Portrait of artist and author Steven Naifeh. Wikimedia Commons.
(1952 - ) Naifeh was born to George Naifeh and Marion Naifeh in Tehran, Iran. He has lived with his parents in Baghdad, Iraq; Baida, Libya; Benghazi, Libya; Lagos, Nigeria; Karachi, Pakistan; Abu Dhabi, United Arab Emirates; Muscat, Oman; and Amman, Jordan. Naifeh graduated summa cum laude from St. Andrew's School in Middletown, Delaware, in 1970. He then attended Princeton University and graduated with an A.B. in history. He graduated from the Harvard Law School and received a master's degree in fine arts. Naifeh received honorary doctorates from the University of South Carolina Aiken and the Juilliard School.
He began painting at age ten in Libya, studying with a Dutch-born artist, Catharina Baart Stephan. He later studied, at age fifteen, with Bruce Onobrakpeya, one of the leading Nigerian artists of the twentieth century.

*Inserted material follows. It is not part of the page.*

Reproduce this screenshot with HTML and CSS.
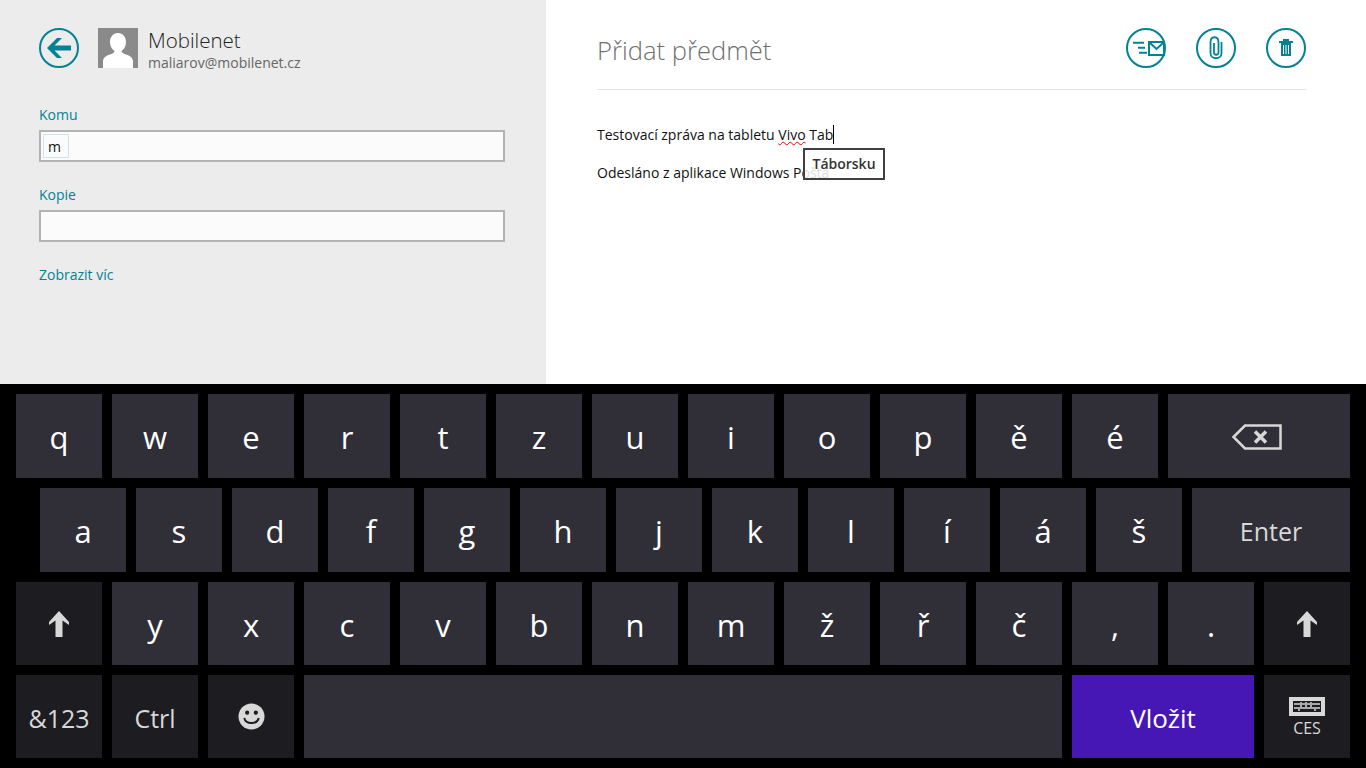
FILE: index.html
```html
<!DOCTYPE html>
<html lang="cs">
<head>
    <title>Pošta</title>
    <meta charset="utf-8">
    <link rel="stylesheet" href="styles.css">
</head>
<body>
    <div class="app">
        <div class="side">
            <div class="account">
                <svg class="round-btn back" viewBox="0 0 40 40">
                    <circle cx="20" cy="20" r="19" fill="none" stroke="#038296" stroke-width="2"/>
                    <path d="M8 20 L18 10 H23 L15.500 17.500 H32 V22.500 H15.500 L23 30 H18 Z" fill="#038296"/>
                </svg>
                <svg class="avatar" viewBox="0 0 40 40">
                    <rect width="40" height="40" fill="#8a8a8a"/>
                    <path d="M20 5 C15 5 12 9 12 14 C12 18 14 21.500 16.500 23 C16.500 24.500 15 25.500 12 26.500 C7 28 5.500 30 5 33 L5 40 L35 40 L35 33 C34.500 30 33 28 28 26.500 C25 25.500 23.500 24.500 23.500 23 C26 21.500 28 18 28 14 C28 9 25 5 20 5 Z" fill="#fff"/>
                </svg>
                <div class="account-text">
                    <div class="account-name">Mobilenet</div>
                    <div class="account-mail">maliarov@mobilenet.cz</div>
                </div>
            </div>
            <div class="field-label first">Komu</div>
            <div class="field"><span class="token">m</span></div>
            <div class="field-label">Kopie</div>
            <div class="field"></div>
            <div class="field-label more">Zobrazit víc</div>
        </div>
        <div class="compose">
            <div class="compose-head">
                <div class="subject">Přidat předmět</div>
                <div class="actions">
                    <svg class="round-btn" viewBox="0 0 40 40">
                        <circle cx="20" cy="20" r="19" fill="none" stroke="#038296" stroke-width="2"/>
                        <path d="M7 14.700 H18 M12 19.700 H19 M13 24.700 H21" stroke="#038296" stroke-width="2" fill="none"/>
                        <rect x="23" y="14" width="15" height="13" fill="none" stroke="#038296" stroke-width="2"/>
                        <path d="M23.500 14.500 L30.500 21 L37.500 14.500" fill="none" stroke="#038296" stroke-width="2"/>
                    </svg>
                    <svg class="round-btn" viewBox="0 0 40 40">
                        <circle cx="20" cy="20" r="19" fill="none" stroke="#038296" stroke-width="2"/>
                        <path d="M25.500 14 V25 C25.500 32 14.500 32 14.500 25 V14.500 C14.500 7.500 22.500 7.500 22.500 14.500 V24.500 C22.500 27.500 18 27.500 18 24.500 V15" fill="none" stroke="#038296" stroke-width="1.800"/>
                    </svg>
                    <svg class="round-btn" viewBox="0 0 40 40">
                        <circle cx="20" cy="20" r="19" fill="none" stroke="#038296" stroke-width="2"/>
                        <path d="M13 13 H27 V15 H13 Z M17 11 H23 V13 H17 Z" fill="#038296"/>
                        <rect x="15" y="15" width="10" height="13" fill="#038296"/>
                        <path d="M17.500 17 V26 M20 17 V26 M22.500 17 V26" stroke="#fff" stroke-width="1"/>
                    </svg>
                </div>
            </div>
            <div class="message">
                <p>Testovací zpráva na tabletu <span class="misspelled">Vivo</span> Tab<span class="caret"></span></p>
                <p>Odesláno z aplikace Windows Pošta</p>
                <div class="suggestion">Táborsku</div>
            </div>
        </div>
    </div>

    <div class="keyboard">
        <div class="row">
            <div class="key">q</div><div class="key">w</div><div class="key">e</div><div class="key">r</div>
            <div class="key">t</div><div class="key">z</div><div class="key">u</div><div class="key">i</div>
            <div class="key">o</div><div class="key">p</div><div class="key">ě</div><div class="key">é</div>
            <div class="key grow icon">
                <svg class="icon-back" viewBox="0 0 50 26">
                    <path d="M1.500 13 L13 1.500 H48.500 V24.500 H13 Z" fill="none" stroke="#d8d8d8" stroke-width="2.500"/>
                    <path d="M23 7.500 L34 18.500 M34 7.500 L23 18.500" stroke="#d8d8d8" stroke-width="3.500" fill="none"/>
                </svg>
            </div>
        </div>
        <div class="row indent">
            <div class="key">a</div><div class="key">s</div><div class="key">d</div><div class="key">f</div>
            <div class="key">g</div><div class="key">h</div><div class="key">j</div><div class="key">k</div>
            <div class="key">l</div><div class="key">í</div><div class="key">á</div><div class="key">š</div>
            <div class="key grow label">Enter</div>
        </div>
        <div class="row short">
            <div class="key dark icon"><svg class="icon-shift" viewBox="0 0 22 28"><path d="M11 1 L21 12 L21 15 L14.500 10.500 V27 H7.500 V10.500 L1 15 L1 12 Z" fill="#d8d8d8"/></svg></div>
            <div class="key">y</div><div class="key">x</div><div class="key">c</div><div class="key">v</div>
            <div class="key">b</div><div class="key">n</div><div class="key">m</div><div class="key">ž</div>
            <div class="key">ř</div><div class="key">č</div><div class="key">,</div><div class="key">.</div>
            <div class="key dark icon"><svg class="icon-shift" viewBox="0 0 22 28"><path d="M11 1 L21 12 L21 15 L14.500 10.500 V27 H7.500 V10.500 L1 15 L1 12 Z" fill="#d8d8d8"/></svg></div>
        </div>
        <div class="row short">
            <div class="key dark label">&amp;123</div>
            <div class="key dark label">Ctrl</div>
            <div class="key dark icon">
                <svg class="icon-smile" viewBox="0 0 28 28">
                    <circle cx="14" cy="14" r="13.500" fill="#d8d8d8"/>
                    <circle cx="9.500" cy="10" r="2.200" fill="#1d1d21"/>
                    <circle cx="18.500" cy="10" r="2.200" fill="#1d1d21"/>
                    <path d="M6.500 15.500 C8 22.500 20 22.500 21.500 15.500" fill="none" stroke="#1d1d21" stroke-width="2"/>
                </svg>
            </div>
            <div class="key space"></div>
            <div class="key insert">Vložit</div>
            <div class="key dark lang">
                <svg class="icon-kbd" viewBox="0 0 36 19">
                    <rect width="36" height="19" fill="#d8d8d8"/>
                    <path d="M4 4 H32 V15 H4 Z" fill="#1d1d21"/>
                    <path d="M5 7 H31 M5 11 H31 M12 5 V6 M17 5 V6 M22 5 V6 M12 8 V10 M17 8 V10 M22 8 V10 M10 12 V14 M26 12 V14" stroke="#d8d8d8" stroke-width="1.500"/>
                </svg>
                <span>CES</span>
            </div>
        </div>
    </div>
</body>
</html>
```

FILE: styles.css
```css
html, body {
    margin: 0;
    padding: 0;
    height: 768px;
    overflow: hidden;
    background: #000;
    font-family: "Open Sans", "Noto Sans", "Liberation Sans", sans-serif;
}

.app {
    display: flex;
    height: 384px;
    background: #fff;
}

.side {
    width: 546px;
    box-sizing: border-box;
    padding: 28px 41px 0 39px;
    background: #ececec;
}
.account {
    display: flex;
    height: 40px;
}
.round-btn {
    width: 40px;
    height: 40px;
    display: block;
}
.avatar {
    width: 40px;
    height: 40px;
    margin-left: 19px;
}
.account-text {
    margin-left: 10px;
}
.account-name {
    font-size: 20.5px;
    font-weight: 300;
    line-height: 25px;
    color: #222;
}
.account-mail {
    margin-top: 1px;
    font-size: 14px;
    line-height: 18px;
    color: #666;
}
.field-label {
    margin-top: 23px;
    height: 19px;
    font-size: 14px;
    line-height: 19px;
    color: #038296;
}
.field-label.first {
    margin-top: 37px;
}
.field {
    height: 32px;
    margin-top: 6px;
    box-sizing: border-box;
    border: 2px solid #b3b3b3;
    background: #fbfbfb;
    padding: 2px;
}
.token {
    display: block;
    width: 26px;
    height: 24px;
    box-sizing: border-box;
    border: 1px solid #cfe4ea;
    font-size: 14px;
    line-height: 23px;
    padding-left: 4px;
    color: #111;
}

.compose {
    flex: 1;
    padding: 28px 60px 0 51px;
}
.compose-head {
    display: flex;
    justify-content: space-between;
    height: 61px;
    border-bottom: 1px solid #e4e4e4;
}
.subject {
    font-size: 25.6px;
    font-weight: 300;
    line-height: 45px;
    color: #707070;
}
.actions {
    display: flex;
    gap: 30px;
}
.message {
    position: relative;
    padding-top: 35px;
    font-size: 14px;
    line-height: 20px;
    color: #111;
}
.message p {
    margin: 0 0 18px;
}
.misspelled {
    text-decoration: underline wavy #f00000 1px;
}
.caret {
    display: inline-block;
    width: 1px;
    height: 19px;
    background: #000;
    vertical-align: -4px;
}
.suggestion {
    position: absolute;
    left: 206px;
    top: 58px;
    width: 82px;
    height: 32px;
    box-sizing: border-box;
    border: 2px solid #404040;
    background: rgba(255, 255, 255, 0.85);
    font-size: 14px;
    font-weight: 600;
    line-height: 28px;
    text-align: center;
    color: #333;
}

.keyboard {
    height: 384px;
    box-sizing: border-box;
    padding: 10px 16px 0;
    background: #000;
    display: flex;
    flex-direction: column;
    gap: 10px;
}
.row {
    display: flex;
    gap: 10px;
    height: 84px;
}
.row.short {
    height: 83px;
}
.row.indent {
    padding-left: 24px;
}
.key {
    width: 86px;
    box-sizing: border-box;
    padding-top: 2px;
    flex: none;
    background: #302f38;
    color: #fff;
    font-size: 31px;
    display: flex;
    align-items: center;
    justify-content: center;
}
.key.grow {
    flex: 1;
}
.key.icon {
    padding-top: 0;
}
.key.label {
    padding-top: 2px;
    font-size: 25px;
    color: #d8d8d8;
}
.key.dark {
    background: #1d1d21;
}
.key.space {
    width: 758px;
}
.key.insert {
    width: 182px;
    padding-top: 2px;
    background: #4617b4;
    font-size: 26px;
}
.key.lang {
    flex-direction: column;
    padding-top: 2px;
    font-size: 16px;
    color: #d8d8d8;
}
.lang span {
    margin-top: 1px;
}
.icon-back {
    width: 50px;
    height: 26px;
    margin: 2px 5px 0 0;
}
.icon-shift {
    width: 22px;
    height: 28px;
}
.icon-smile {
    width: 27px;
    height: 27px;
}
.icon-kbd {
    width: 36px;
    height: 19px;
}
```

Naifeh's artistic imagination has been the driving force not only of his life as an artist but also of his career as an accomplished writer. His biography Jackson Pollock: An American Saga (written with Gregory White Smith) won the Pulitzer Prize and was the basis for an Oscar-winning film. His most recent work, Van Gogh: The Life (also with Smith), was praised as “the definitive work” on the artist by the Van Gogh Museum in Amsterdam.
As an artist and author, Naifeh has been profiled in many publications, including The New Yorker, The New York Times, The Washington Post, USA Today, Harvard Magazine, and the International Herald Tribune. He has had solo public exhibitions in major museums and cultural centers in the United States, Turkey, Pakistan, Nigeria, Jordan, and the United Arab Emirates. After an early life spent traveling the world, for the past thirty years he has made his primary home in South Carolina.